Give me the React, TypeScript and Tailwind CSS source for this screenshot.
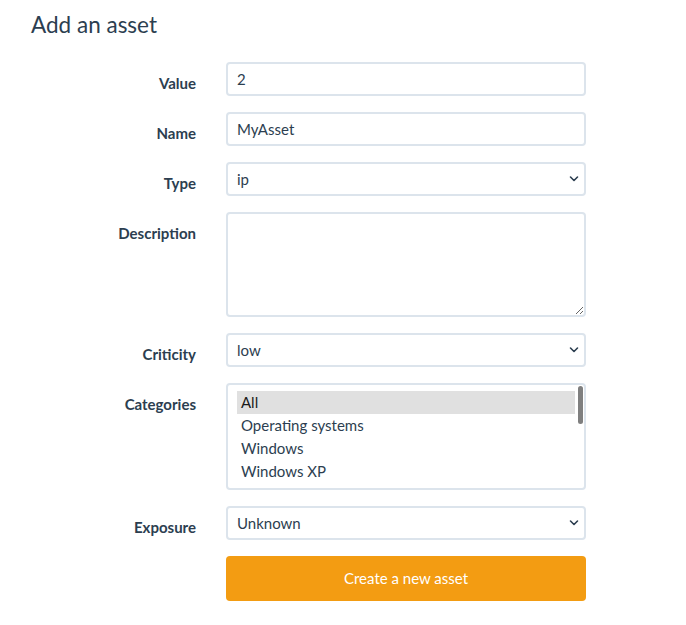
import { useState } from "react";

const Chevron = () => (
  <svg
    className="pointer-events-none absolute right-[7px] top-1/2 -translate-y-1/2"
    width="10"
    height="7"
    viewBox="0 0 10 7"
    fill="none"
  >
    <path d="M1.5 1.5 L5 5 L8.5 1.5" stroke="#2c3e50" strokeWidth="1.6" strokeLinecap="round" strokeLinejoin="round" />
  </svg>
);

const Label = ({ children }: { children: string }) => (
  <label className="pt-[11px] text-right text-[15px] leading-5 font-bold text-[#2c3e50]">{children}</label>
);

const inputCls =
  "h-[34px] w-full rounded-[4px] border-2 border-[#dce4ec] bg-white px-[9px] text-[15px] text-[#2c3e50] outline-none";

const Select = ({ value, options }: { value: string; options: string[] }) => (
  <div className="relative">
    <select defaultValue={value} className={`${inputCls} appearance-none`}>
      {options.map((o) => (
        <option key={o}>{o}</option>
      ))}
    </select>
    <Chevron />
  </div>
);

// only the rows that fit in the list box are shown
const categories = ["All", "Operating systems", "Windows", "Windows XP"];

export default function App() {
  const [selected, setSelected] = useState("All");

  return (
    <div className="min-h-screen bg-white px-4 font-['Lato',sans-serif] text-[#2c3e50]">
      <h3 className="pt-[11px] pl-[15px] text-[22.5px] leading-[28px] font-normal">Add an asset</h3>

      <form className="mt-[23px] grid grid-cols-[180px_360px] gap-x-[30px] gap-y-4">
        <Label>Value</Label>
        <input className={inputCls} defaultValue="2" />

        <Label>Name</Label>
        <input className={inputCls} defaultValue="MyAsset" />

        <Label>Type</Label>
        <Select value="ip" options={["ip", "domain", "url"]} />

        <Label>Description</Label>
        <textarea className="block h-[105px] w-full resize-y rounded-[4px] border-2 border-[#dce4ec] bg-white px-[9px] py-1 text-[15px] outline-none" />

        <Label>Criticity</Label>
        <Select value="low" options={["low", "medium", "high"]} />

        <Label>Categories</Label>
        <div className="relative h-[107px] rounded-[4px] border-2 border-[#dce4ec] bg-white pt-[6px] pr-[9px] pl-[9px]">
          {categories.map((c) => (
            <div
              key={c}
              onClick={() => setSelected(c)}
              className={`h-[23px] px-[4px] text-[15px] leading-[23px] ${
                selected === c ? "bg-[#e0e0e0] text-[#1a1a1a]" : "text-[#2c3e50]"
              }`}
            >
              {c}
            </div>
          ))}
          <div className="absolute top-[1px] right-[1px] h-[38px] w-[5px] rounded-full bg-[#7f7f7f]" />
        </div>

        <Label>Exposure</Label>
        <Select value="Unknown" options={["Unknown", "Internal", "External"]} />

        <div />
        <button
          type="button"
          className="h-[45px] w-full rounded-[4px] bg-[#f39c12] text-[15px] text-white"
        >
          Create a new asset
        </button>
      </form>
    </div>
  );
}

## PROMPT
Repeat the data exactly, excluding the pictures.

## IN RESPONSE
Give me the React, TypeScript and Tailwind CSS source for this screenshot.
import { useState } from "react";

const Chevron = () => (
  <svg
    className="pointer-events-none absolute right-[7px] top-1/2 -translate-y-1/2"
    width="10"
    height="7"
    viewBox="0 0 10 7"
    fill="none"
  >
    <path d="M1.5 1.5 L5 5 L8.5 1.5" stroke="#2c3e50" strokeWidth="1.6" strokeLinecap="round" strokeLinejoin="round" />
  </svg>
);

const Label = ({ children }: { children: string }) => (
  <label className="pt-[11px] text-right text-[15px] leading-5 font-bold text-[#2c3e50]">{children}</label>
);

const inputCls =
  "h-[34px] w-full rounded-[4px] border-2 border-[#dce4ec] bg-white px-[9px] text-[15px] text-[#2c3e50] outline-none";

const Select = ({ value, options }: { value: string; options: string[] }) => (
  <div className="relative">
    <select defaultValue={value} className={`${inputCls} appearance-none`}>
      {options.map((o) => (
        <option key={o}>{o}</option>
      ))}
    </select>
    <Chevron />
  </div>
);

// only the rows that fit in the list box are shown
const categories = ["All", "Operating systems", "Windows", "Windows XP"];

export default function App() {
  const [selected, setSelected] = useState("All");

  return (
    <div className="min-h-screen bg-white px-4 font-['Lato',sans-serif] text-[#2c3e50]">
      <h3 className="pt-[11px] pl-[15px] text-[22.5px] leading-[28px] font-normal">Add an asset</h3>

      <form className="mt-[23px] grid grid-cols-[180px_360px] gap-x-[30px] gap-y-4">
        <Label>Value</Label>
        <input className={inputCls} defaultValue="2" />

        <Label>Name</Label>
        <input className={inputCls} defaultValue="MyAsset" />

        <Label>Type</Label>
        <Select value="ip" options={["ip", "domain", "url"]} />

        <Label>Description</Label>
        <textarea className="block h-[105px] w-full resize-y rounded-[4px] border-2 border-[#dce4ec] bg-white px-[9px] py-1 text-[15px] outline-none" />

        <Label>Criticity</Label>
        <Select value="low" options={["low", "medium", "high"]} />

        <Label>Categories</Label>
        <div className="relative h-[107px] rounded-[4px] border-2 border-[#dce4ec] bg-white pt-[6px] pr-[9px] pl-[9px]">
          {categories.map((c) => (
            <div
              key={c}
              onClick={() => setSelected(c)}
              className={`h-[23px] px-[4px] text-[15px] leading-[23px] ${
                selected === c ? "bg-[#e0e0e0] text-[#1a1a1a]" : "text-[#2c3e50]"
              }`}
            >
              {c}
            </div>
          ))}
          <div className="absolute top-[1px] right-[1px] h-[38px] w-[5px] rounded-full bg-[#7f7f7f]" />
        </div>

        <Label>Exposure</Label>
        <Select value="Unknown" options={["Unknown", "Internal", "External"]} />

        <div />
        <button
          type="button"
          className="h-[45px] w-full rounded-[4px] bg-[#f39c12] text-[15px] text-white"
        >
          Create a new asset
        </button>
      </form>
    </div>
  );
}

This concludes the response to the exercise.